## EXERCISE TASK
Print only the lines from the top of the data through the line with "const JOB_GAP = 28;", both included, skipping every picture.

## INFORMATION PROVIDED
◆ ◆ ◆ ◆ ◆ ◆ ◆

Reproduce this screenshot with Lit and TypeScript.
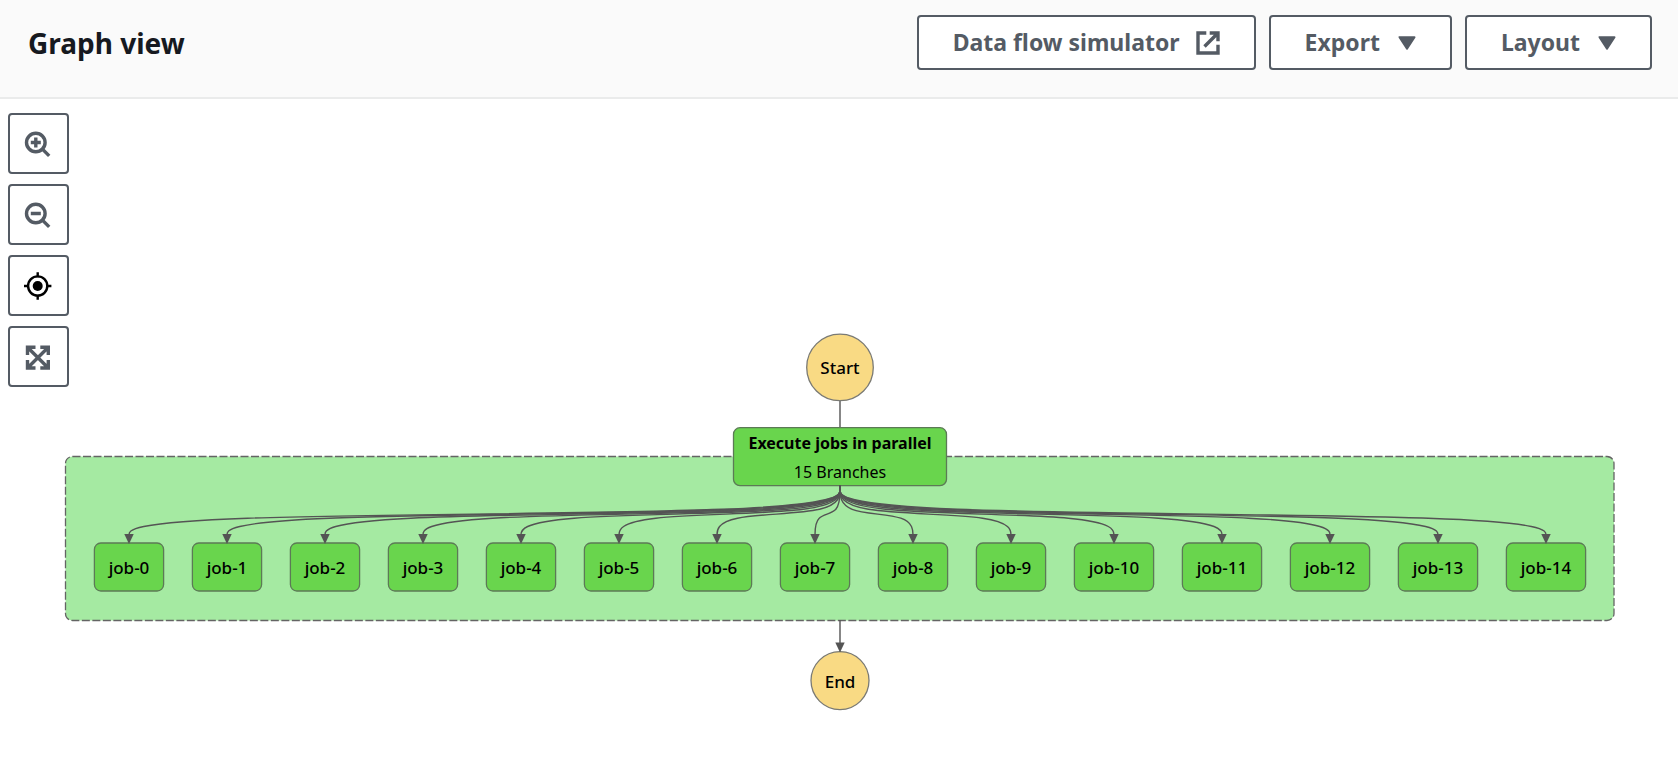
import { LitElement, html, svg, css } from "lit";
import { customElement, property } from "lit/decorators.js";

interface Point {
  x: number;
  y: number;
}

interface Job {
  label: string;
  x: number;
  width: number;
}

const CENTER = 840;
const JOB_TOP = 444;
const JOB_HEIGHT = 48;
const JOB_GAP = 28;

function layoutJobs(count: number): Job[] {
  const jobs: Job[] = [];
  let x = 94;
  for (let i = 0; i < count; i++) {
    const width = i < 10 ? 70 : 80;
    jobs.push({ label: `job-${i}`, x, width });
    x += width + JOB_GAP;
  }
  return jobs;
}

/* Uniform B-spline through the four routing points of an edge. */
function basisPath(points: Point[]): string {
  const first = points[0];
  const last = points[points.length - 1];
  const padded = [first, ...points, last];
  const mix = (a: Point, b: Point, wa: number, wb: number) =>
    `${((a.x * wa + b.x * wb) / (wa + wb)).toFixed(1)},${((a.y * wa + b.y * wb) / (wa + wb)).toFixed(1)}`;
  let d = `M${first.x},${first.y}L${mix(first, points[1], 5, 1)}`;
  for (let i = 1; i < padded.length - 2; i++) {
    const a = padded[i];
    const b = padded[i + 1];
    const c = padded[i + 2];
    const end = `${((a.x + 4 * b.x + c.x) / 6).toFixed(1)},${((a.y + 4 * b.y + c.y) / 6).toFixed(1)}`;
    d += `C${mix(a, b, 2, 1)} ${mix(a, b, 1, 2)} ${end}`;
  }
  return d + `L${last.x},${last.y}`;
}

@customElement("workflow-graph")
export class WorkflowGraph extends LitElement {
  @property({ type: Number }) branches = 15;

  static styles = css`
    :host {
      display: block;
      height: 100%;
    }
    .graph {
      display: block;
      width: 100%;
      height: 100%;
    }
    .label {
      font-family: "Noto Sans", "Open Sans", sans-serif;
      font-size: 17px;
      font-weight: 500;
      text-anchor: middle;
      fill: #000;
    }
    .strong {
      font-weight: 700;
      font-size: 16px;
    }
    .detail {
      font-weight: 400;
      font-size: 16px;
    }
    .terminal {
      fill: #f9da84;
      stroke: #7a7a74;
      stroke-width: 1.3;
    }
    .state {
      fill: #69d54d;
      stroke: #5c7a56;
      stroke-width: 1.3;
    }
    .group {
      fill: #a5eaa2;
      stroke: #646464;
      stroke-width: 1.3;
      stroke-dasharray: 8 2.5;
    }
    .edge {
      fill: none;
      stroke: #545454;
      stroke-width: 1.4;
    }
    .arrow {
      fill: #545454;
    }
  `;

  private renderArrow(x: number, tip: number) {
    return svg`<path class="arrow" d="M${x - 4.7} ${tip - 10}h9.4L${x} ${tip}z"></path>`;
  }

  private renderJob(job: Job) {
    const mid = job.x + job.width / 2;
    return svg`
      <rect class="state" x=${job.x + 0.4} y=${JOB_TOP} width=${job.width - 0.8} height=${JOB_HEIGHT} rx="6.5"></rect>
      <text class="label" x=${mid} y="475">${job.label}</text>
    `;
  }

  private renderEdge(job: Job) {
    const x = job.x + job.width / 2;
    return svg`
      <path class="edge" d=${basisPath([
        { x: CENTER, y: 386.5 },
        { x: CENTER, y: 415 },
        { x, y: 415 },
        { x, y: 440 },
      ])}></path>
      ${this.renderArrow(x, 445)}
    `;
  }

  render() {
    const jobs = layoutJobs(this.branches);
    return html`
      <svg class="graph" viewBox="0 0 1678 667" role="img" aria-label="Workflow graph">
        <rect class="group" x="65.5" y="357.5" width="1548.5" height="164" rx="7"></rect>
        <path class="edge" d="M${CENTER} 302V329M${CENTER} 521V545"></path>
        <circle class="terminal" cx=${CENTER} cy="268.4" r="33.3"></circle>
        <text class="label" x=${CENTER} y="275">Start</text>
        <rect class="state" x="733.5" y="328.7" width="213" height="58" rx="6.5"></rect>
        <text class="label strong" x=${CENTER} y="350">Execute jobs in parallel</text>
        <text class="label detail" x=${CENTER} y="379">${this.branches} Branches</text>
        ${jobs.map((job) => this.renderJob(job))}
        ${jobs.map((job) => this.renderEdge(job))}
        <circle class="terminal" cx=${CENTER} cy="581.6" r="29"></circle>
        <text class="label" x=${CENTER} y="589">End</text>
        ${this.renderArrow(CENTER, 553.5)}
      </svg>
    `;
  }
}

@customElement("app-root")
export class AppRoot extends LitElement {
  static styles = css`
    :host {
      display: flex;
      flex-direction: column;
      min-height: 100vh;
      background: #fff;
      font-family: "Noto Sans", "Open Sans", sans-serif;
      color: #16191f;
    }
    .header {
      display: flex;
      align-items: center;
      justify-content: space-between;
      box-sizing: border-box;
      padding: 15px 26px 27px 28px;
      background: #fafafa;
      border-bottom: 2px solid #eaebeb;
    }
    .title {
      margin: 0;
      font-size: 28px;
      line-height: 36px;
      font-weight: 700;
    }
    .actions {
      display: flex;
      gap: 13px;
    }
    .button {
      display: flex;
      align-items: center;
      justify-content: center;
      box-sizing: border-box;
      margin: 0;
      padding: 8px 34px;
      gap: 16px;
      border: 2px solid #545b64;
      border-radius: 4px;
      background: #fff;
      color: #545b64;
      font-family: inherit;
      font-size: 23px;
      line-height: 35px;
      font-weight: 700;
      cursor: pointer;
    }
    .menu {
      gap: 18px;
    }
    .button:hover,
    .tool:hover {
      background: #fafafa;
    }
    .external {
      width: 24px;
      height: 24px;
    }
    .caret {
      width: 18px;
      height: 16px;
    }
    .canvas {
      position: relative;
      flex: 1;
      display: grid;
      grid-template-rows: minmax(0, 1fr);
      min-height: 0;
    }
    .tools {
      position: absolute;
      top: 14px;
      left: 8px;
      display: flex;
      flex-direction: column;
      gap: 10px;
    }
    .tool {
      display: grid;
      place-items: center;
      box-sizing: border-box;
      width: 61px;
      height: 61px;
      margin: 0;
      padding: 0;
      border: 2px solid #545b64;
      border-radius: 4px;
      background: #fff;
      color: #545b64;
      cursor: pointer;
    }
    .glyph {
      width: 29px;
      height: 29px;
    }
    .line {
      fill: none;
      stroke: currentColor;
      stroke-width: 3.4;
    }
    .solid {
      fill: currentColor;
      stroke: currentColor;
      stroke-width: 2;
      stroke-linejoin: round;
    }
    .ink {
      fill: none;
      stroke: #000;
      stroke-width: 2.4;
    }
    .dot {
      fill: #000;
    }
  `;

  private caret() {
    return html`<svg class="caret" viewBox="0 0 18 16" aria-hidden="true">
      <path class="solid" d="M1.5 2.2h15L9 13.6z"></path>
    </svg>`;
  }

  private magnifier(plus: boolean) {
    return html`<svg class="glyph" viewBox="0 0 29 29" aria-hidden="true">
      <circle class="line" cx="11.8" cy="13.5" r="9.3"></circle>
      <path class="line" d="M18.2 19.9l7 7M6.8 13.5h10"></path>
      ${plus ? svg`<path class="line" d="M11.8 8.5v10"></path>` : null}
    </svg>`;
  }

  render() {
    return html`
      <header class="header">
        <h2 class="title">Graph view</h2>
        <div class="actions">
          <button class="button" type="button">
            Data flow simulator
            <svg class="external" viewBox="0 0 24 24" aria-hidden="true">
              <path class="line" d="M10.3 2H2v20h20v-8.3M13.7 2H22v8.3M21.5 2.5L8.5 15.5"></path>
            </svg>
          </button>
          <button class="button menu" type="button" aria-haspopup="menu">Export ${this.caret()}</button>
          <button class="button menu" type="button" aria-haspopup="menu">Layout ${this.caret()}</button>
        </div>
      </header>
      <main class="canvas">
        <workflow-graph .branches=${15}></workflow-graph>
        <div class="tools" role="toolbar" aria-label="Graph controls">
          <button class="tool" type="button" aria-label="Zoom in">${this.magnifier(true)}</button>
          <button class="tool" type="button" aria-label="Zoom out">${this.magnifier(false)}</button>
          <button class="tool" type="button" aria-label="Center graph">
            <svg class="glyph" viewBox="0 0 29 29" aria-hidden="true">
              <circle class="ink" cx="13.7" cy="15" r="9.6"></circle>
              <circle class="dot" cx="13.7" cy="15" r="5"></circle>
              <path class="ink" d="M13.7 1.2v5M13.7 23.8v5M0 15h5M22.4 15h5"></path>
            </svg>
          </button>
          <button class="tool" type="button" aria-label="Fit to screen">
            <svg class="glyph" viewBox="0 0 29 29" aria-hidden="true">
              <path class="line" d="M3.5 13V5.2H11.5M16.3 5.2H24.3V13M24.3 18V26H16.3M11.5 26H3.5V18M4 5.7L23.8 25.5M23.8 5.7L4 25.5"></path>
            </svg>
          </button>
        </div>
      </main>
    `;
  }
}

◆ ◆ ◆ ◆ ◆ ◆ ◆

## SOLUTION TO THE PROBLEM
Reproduce this screenshot with Lit and TypeScript.
import { LitElement, html, svg, css } from "lit";
import { customElement, property } from "lit/decorators.js";

interface Point {
  x: number;
  y: number;
}

interface Job {
  label: string;
  x: number;
  width: number;
}

const CENTER = 840;
const JOB_TOP = 444;
const JOB_HEIGHT = 48;
const JOB_GAP = 28;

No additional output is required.